I was five years old the night the kick sailed wide right and it’s honestly the first vivid memory of my life. I ate chocolate covered strawberries for the first time. I wore a Jim Kelly jersey and Zubaz pants and sat on my Bills beanbag chair. My uncle and I wept ourselves to sleep. Even remembering those tears, it remains a thrilling memory, my team, my Bills, were in the Super Bowl!
It’s one of countless happy memories I have from the early 90s. I loved talking about “Thermos Thomas,” my poor annunciation of my favorite running back’s name. I would strap on my Bills helmet and imagine I was playing with them in our front yard. I listened to every second of the Greatest Comeback on the radio. Jim Kelly once signed a football of mine in Fredonia. Pete Metzelaars wished me a happy birthday at a basketball game. I loved the Bills, win or lose.
And now, with the passing of Ralph, that’s all I can think about…those memories. Even with all the losses and turnovers over the past 14 years, the Bills are my team. Those great moments are all our memories.
None of those memories happen if Ralph doesn’t pick Buffalo in 1960. None of those memories happen without #12 and the fabled K-Gun.
It’s easy to start to worry about what happens to the team next, but I’m not inclined to do so fearfully.
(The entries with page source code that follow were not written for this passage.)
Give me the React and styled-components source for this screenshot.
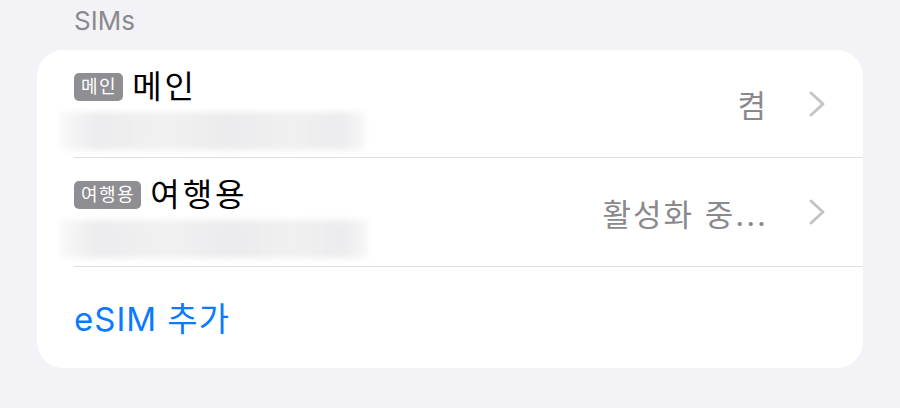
import styled, { createGlobalStyle } from "styled-components";

const GlobalStyle = createGlobalStyle`
  html, body {
    margin: 0;
    background: #f2f2f7;
    font-family: "Inter", "Noto Sans CJK KR", sans-serif;
    -webkit-font-smoothing: antialiased;
  }
`;

const Page = styled.div`
  width: 900px;
  height: 408px;
  box-sizing: border-box;
  padding: 0 37px;
  overflow: hidden;
`;

const SectionHeader = styled.div`
  height: 54px;
  padding-left: 37px;
  margin-top: -4px;
  font-size: 26px;
  line-height: 50px;
  color: #8a8a8e;
`;

const Card = styled.div`
  background: #ffffff;
  border-radius: 26px;
  overflow: hidden;
`;

const Row = styled.div`
  display: flex;
  align-items: center;
  margin-left: 37px;
  padding-right: 37px;
  height: ${(p) => p.$height}px;
  box-sizing: border-box;
  border-bottom: ${(p) => (p.$last ? "none" : "1.5px solid #dedee0")};
`;

const Info = styled.div`
  flex: 1;
  display: flex;
  flex-direction: column;
  align-self: stretch;
  padding-top: 22px;
`;

const TitleLine = styled.div`
  display: flex;
  align-items: center;
  gap: 9px;
  height: 30px;
`;

const Badge = styled.span`
  display: inline-flex;
  align-items: center;
  height: 28px;
  padding: 0 6px 0 7px;
  border-radius: 5px;
  background: #8e8e93;
  color: #ffffff;
  font-size: 18px;
  letter-spacing: 1.5px;
  line-height: 1;
`;

const Title = styled.span`
  font-size: 32px;
  letter-spacing: 3px;
  color: #000000;
  line-height: 1;
`;

const Blur = styled.div`
  margin-top: 10px;
  margin-left: -14px;
  width: ${(p) => p.$width}px;
  height: 38px;
  background: linear-gradient(
    90deg,
    rgba(236, 236, 238, 0.3) 0%,
    #ececee 12%,
    #f1f1f2 35%,
    #ebebed 55%,
    #f0f0f1 75%,
    #ececee 92%,
    rgba(236, 236, 238, 0.4) 100%
  );
  filter: blur(3px);
`;

const Value = styled.span`
  font-size: 31px;
  letter-spacing: 2px;
  color: #8a8a8e;
  margin-right: 40px;
`;

const Chevron = () => (
  <svg width="18" height="28" viewBox="0 0 18 28">
    <polyline
      points="3,3 15,14 3,25"
      fill="none"
      stroke="#c4c4c7"
      strokeWidth="3"
      strokeLinecap="round"
      strokeLinejoin="round"
    />
  </svg>
);

const Action = styled.span`
  font-size: 33px;
  letter-spacing: 1px;
  color: #0a7aff;
  margin-top: -2px;
`;

const sims = [
  { badge: "메인", name: "메인", value: "켬", height: 108, blur: 305 },
  { badge: "여행용", name: "여행용", value: "활성화 중...", height: 109, blur: 308 },
];

export default function App() {
  return (
    <Page>
      <GlobalStyle />
      <SectionHeader>SIMs</SectionHeader>
      <Card>
        {sims.map((s) => (
          <Row key={s.name} $height={s.height}>
            <Info>
              <TitleLine>
                <Badge>{s.badge}</Badge>
                <Title>{s.name}</Title>
              </TitleLine>
              <Blur $width={s.blur} />
            </Info>
            <Value>{s.value}</Value>
            <Chevron />
          </Row>
        ))}
        <Row $height={101} $last>
          <Action>eSIM 추가</Action>
        </Row>
      </Card>
    </Page>
  );
}
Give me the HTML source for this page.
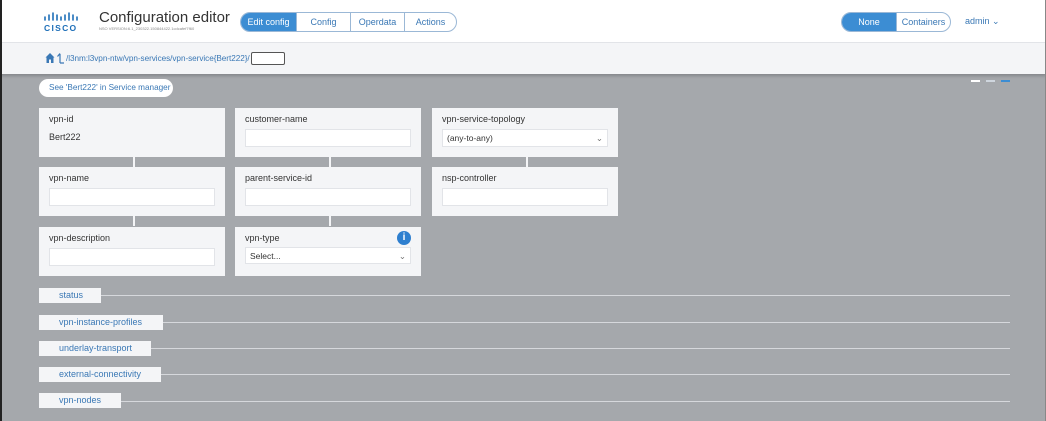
<!DOCTYPE html>
<html><head><style>
*{box-sizing:border-box;margin:0;padding:0}
body{width:1046px;height:421px;overflow:hidden;font-family:"Liberation Sans",sans-serif;background:#a5a8ac;position:relative}
.abs{position:absolute;white-space:nowrap}
.hdr{left:0;top:0;width:1046px;height:43px;background:#fff;border-bottom:1px solid #e4e6ea}
.bc{left:0;top:43px;width:1046px;height:31px;background:#f4f5f7;box-shadow:0 2px 3px rgba(0,0,0,.2)}
.lb{left:0;top:0;width:2px;height:421px;background:#222}
.rb{right:0;top:0;width:1px;height:421px;background:#888}
.seg{display:flex;border:1px solid #9bb8d6;border-radius:12px;overflow:hidden;height:20px;font-size:9px;color:#3a78b5}
.seg div{display:flex;align-items:center;justify-content:center;border-left:1px solid #9bb8d6}
.seg div:first-child{border-left:none}
.seg .on{background:#3c8dd3;color:#fff}
.card{background:#f4f5f7;width:186px;height:49px}
.card .l{position:absolute;left:10px;top:6px;font-size:9px;color:#333}
.card .in{position:absolute;left:10px;top:21px;width:166px;height:18px;background:#fff;border:1px solid #e2e4e8;font-size:8.5px;color:#333;padding:3px 4px}
.conn{width:2px;height:10px;background:#f4f5f7}
.sec{background:#f4f5f7;height:15px;font-size:9px;color:#3a78b5;padding:2px 0 0 20px}
.line{height:1px;background:#d6d8dc}
</style></head><body>
<div class="abs hdr"></div>
<svg class="abs" style="left:43px;top:12px" width="36" height="10" viewBox="0 0 36 10">
<g stroke="#1e6fb8" stroke-width="1.6" stroke-linecap="round">
<line x1="2" y1="5" x2="2" y2="8"/><line x1="6" y1="3" x2="6" y2="8"/><line x1="10" y1="1" x2="10" y2="8"/><line x1="14" y1="3" x2="14" y2="8"/><line x1="18" y1="5" x2="18" y2="8"/><line x1="22" y1="3" x2="22" y2="8"/><line x1="26" y1="1" x2="26" y2="8"/><line x1="30" y1="3" x2="30" y2="8"/><line x1="34" y1="5" x2="34" y2="8"/></g></svg>
<div class="abs" style="left:44px;top:23px;font-weight:bold;font-size:8.5px;color:#1e6fb8;letter-spacing:1.3px">CISCO</div>
<div class="abs" style="left:99px;top:9px;font-size:15px;color:#333">Configuration editor</div>
<div class="abs" style="left:99px;top:26px;font-size:4px;color:#888">NSO VERSION:6.1_230322.150844422.1cdcafef7f60</div>
<div class="abs seg" style="left:240px;top:12px;width:217px">
<div class="on" style="width:55px">Edit config</div><div style="width:54px">Config</div><div style="width:54px">Operdata</div><div style="flex:1">Actions</div></div>
<div class="abs seg" style="left:841px;top:12px;width:110px"><div class="on" style="width:54px">None</div><div style="flex:1">Containers</div></div>
<div class="abs" style="left:965px;top:16px;font-size:9px;color:#3a78b5">admin ⌄</div>
<div class="abs bc"></div>
<svg class="abs" style="left:45px;top:52px" width="22" height="12" viewBox="0 0 22 12">
<path d="M0.5 5.5 L5 1 L9.5 5.5 L8.5 5.5 L8.5 11 L6 11 L6 7.5 L4 7.5 L4 11 L1.5 11 L1.5 5.5 Z" fill="#3a78b5"/>
<path d="M15 11 L15 2 M12.5 4.5 L15 1.5 M15 11 L19 11" stroke="#3a78b5" stroke-width="1.2" fill="none"/></svg>
<div class="abs" style="left:66px;top:54px;font-size:8.2px;color:#3a78b5;letter-spacing:-0.05px">/l3nm:l3vpn-ntw/vpn-services/vpn-service{Bert222}/</div>
<div class="abs" style="left:251px;top:52px;width:34px;height:13px;background:#fff;border:1px solid #555;border-radius:2px"></div>
<div class="abs" style="left:39px;top:79px;width:134px;height:18px;background:#fff;border-radius:9px;font-size:8.2px;color:#3a78b5;padding:4px 0 0 10px">See 'Bert222' in Service manager</div>
<div class="abs" style="left:971px;top:80px;width:9px;height:2px;background:#fff"></div>
<div class="abs" style="left:986px;top:80px;width:9px;height:2px;background:#cfd6de"></div>
<div class="abs" style="left:1001px;top:80px;width:9px;height:2px;background:#3c8dd3"></div>

<div class="abs card" style="left:39px;top:108px"><div class="l">vpn-id</div><div class="l" style="top:24px">Bert222</div></div>
<div class="abs card" style="left:235px;top:108px"><div class="l">customer-name</div><div class="in"></div></div>
<div class="abs card" style="left:432px;top:108px"><div class="l">vpn-service-topology</div><div class="in">(any-to-any)<span style="float:right;color:#777">⌄</span></div></div>
<div class="abs conn" style="left:133px;top:157px"></div><div class="abs conn" style="left:329px;top:157px"></div><div class="abs conn" style="left:526px;top:157px"></div>
<div class="abs card" style="left:39px;top:167px"><div class="l">vpn-name</div><div class="in"></div></div>
<div class="abs card" style="left:235px;top:167px"><div class="l">parent-service-id</div><div class="in"></div></div>
<div class="abs card" style="left:432px;top:167px"><div class="l">nsp-controller</div><div class="in"></div></div>
<div class="abs conn" style="left:133px;top:216px"></div><div class="abs conn" style="left:329px;top:216px"></div>
<div class="abs card" style="left:39px;top:227px"><div class="l">vpn-description</div><div class="in"></div></div>
<div class="abs card" style="left:235px;top:227px"><div class="l">vpn-type</div><div class="in" style="top:20px;height:17px">Select...<span style="float:right;color:#777">⌄</span></div>
<div class="abs" style="left:162px;top:4px;width:14px;height:14px;border-radius:50%;background:#2e7fcf;color:#fff;font-size:10px;font-weight:bold;text-align:center;line-height:14px">i</div></div>

<div class="abs line" style="left:100px;top:295px;width:910px"></div><div class="abs sec" style="left:39px;top:288px;width:62px">status</div>
<div class="abs line" style="left:162px;top:322px;width:848px"></div><div class="abs sec" style="left:39px;top:315px;width:124px">vpn-instance-profiles</div>
<div class="abs line" style="left:150px;top:348px;width:860px"></div><div class="abs sec" style="left:39px;top:341px;width:112px">underlay-transport</div>
<div class="abs line" style="left:160px;top:374px;width:850px"></div><div class="abs sec" style="left:39px;top:367px;width:122px">external-connectivity</div>
<div class="abs line" style="left:120px;top:401px;width:890px"></div><div class="abs sec" style="left:39px;top:393px;width:82px">vpn-nodes</div>
<div class="abs lb"></div><div class="abs rb"></div>
</body></html>
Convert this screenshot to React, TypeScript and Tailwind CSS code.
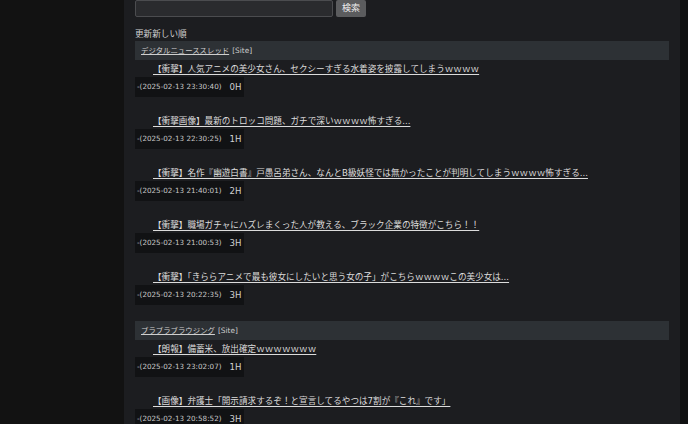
const groups = [
  {
    site: 'デジタルニューススレッド',
    items: [
      { title: '【衝撃】人気アニメの美少女さん、セクシーすぎる水着姿を披露してしまうｗｗｗｗ', date: '2025-02-13 23:30:40', ago: '0H' },
      { title: '【衝撃画像】最新のトロッコ問題、ガチで深いｗｗｗｗ怖すぎる...', date: '2025-02-13 22:30:25', ago: '1H' },
      { title: '【衝撃】名作『幽遊白書』戸愚呂弟さん、なんとB級妖怪では無かったことが判明してしまうｗｗｗｗ怖すぎる...', date: '2025-02-13 21:40:01', ago: '2H' },
      { title: '【衝撃】職場ガチャにハズレまくった人が教える、ブラック企業の特徴がこちら！！', date: '2025-02-13 21:00:53', ago: '3H' },
      { title: '【衝撃】「きららアニメで最も彼女にしたいと思う女の子」がこちらｗｗｗｗこの美少女は...', date: '2025-02-13 20:22:35', ago: '3H' },
    ],
  },
  {
    site: 'ブラブラブラウジング',
    items: [
      { title: '【朗報】備蓄米、放出確定ｗｗｗｗｗｗｗ', date: '2025-02-13 23:02:07', ago: '1H' },
      { title: '【画像】弁護士「開示請求するぞ！と宣言してるやつは7割が『これ』です」', date: '2025-02-13 20:58:52', ago: '3H' },
    ],
  },
]

const font = { fontFamily: '"DejaVu Sans", "Noto Sans CJK JP", sans-serif' }

export default function App() {
  return (
    <div className="flex w-[688px] h-[424px] overflow-hidden bg-[#121212] text-[#d6d6d6]" style={font}>
      <div className="w-[124px] shrink-0" />
      <div className="w-[556px] shrink-0 bg-[#1c1d20] px-[11px]">
        <div className="flex items-center gap-[3px] h-[17px]">
          <div className="w-[198px] h-[17px] bg-[#2a2b2e] border border-[#4b4c4f] rounded-[2px]" />
          <button className="w-[30px] h-[17px] bg-[#5b5c5e] text-[#eeeeee] text-[9px] leading-[17px] rounded-[2px]">検索</button>
        </div>
        <div className="mt-[10px] text-[8.6px] leading-[14px] text-[#d0d0d0]">更新新しい順</div>
        {groups.map((g) => (
          <div key={g.site} className="mb-[1px]">
            <div className="h-[19px] bg-[#2d3135] flex items-center pl-[6px] text-[7.4px] text-[#cfcfcf] gap-[3px]">
              <span className="underline">{g.site}</span>
              <span>[Site]</span>
            </div>
            {g.items.map((it) => (
              <div key={it.title} className="pt-[2px] pb-[15px]">
                <div className="pl-[18px] text-[8.6px] leading-[14px] whitespace-nowrap">
                  <span className="underline underline-offset-[2px] text-[#dcdcdc]">{it.title}</span>
                </div>
                <div className="flex w-fit items-center h-[20px] px-[2px] gap-[8px] bg-[#111214] mt-[1px]">
                  <span className="text-[7.2px] text-[#c8c8c8]">-({it.date})</span>
                  <span className="text-[8.6px] text-[#d0d0d0]">{it.ago}</span>
                </div>
              </div>
            ))}
          </div>
        ))}
      </div>
      <div className="flex-1 bg-[#0f1011]" />
    </div>
  )
}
The world is full of people who stick to their word like Ralph. The world is full of people who fight like Kelly, including Jim himself. I hope and believe the Bills will always be in Buffalo – it’s simply where they belong.
It’s funny when you think about it. Ralph was once considered a member of the “Foolish Club” and Jim once never wanted to play here. And, somehow, “foolish” and “never wanted to” got together and made magic happen.
And, as I run through the streets of our great city, I know what keeps my heavy heart going is the belief that someday, it might happen again.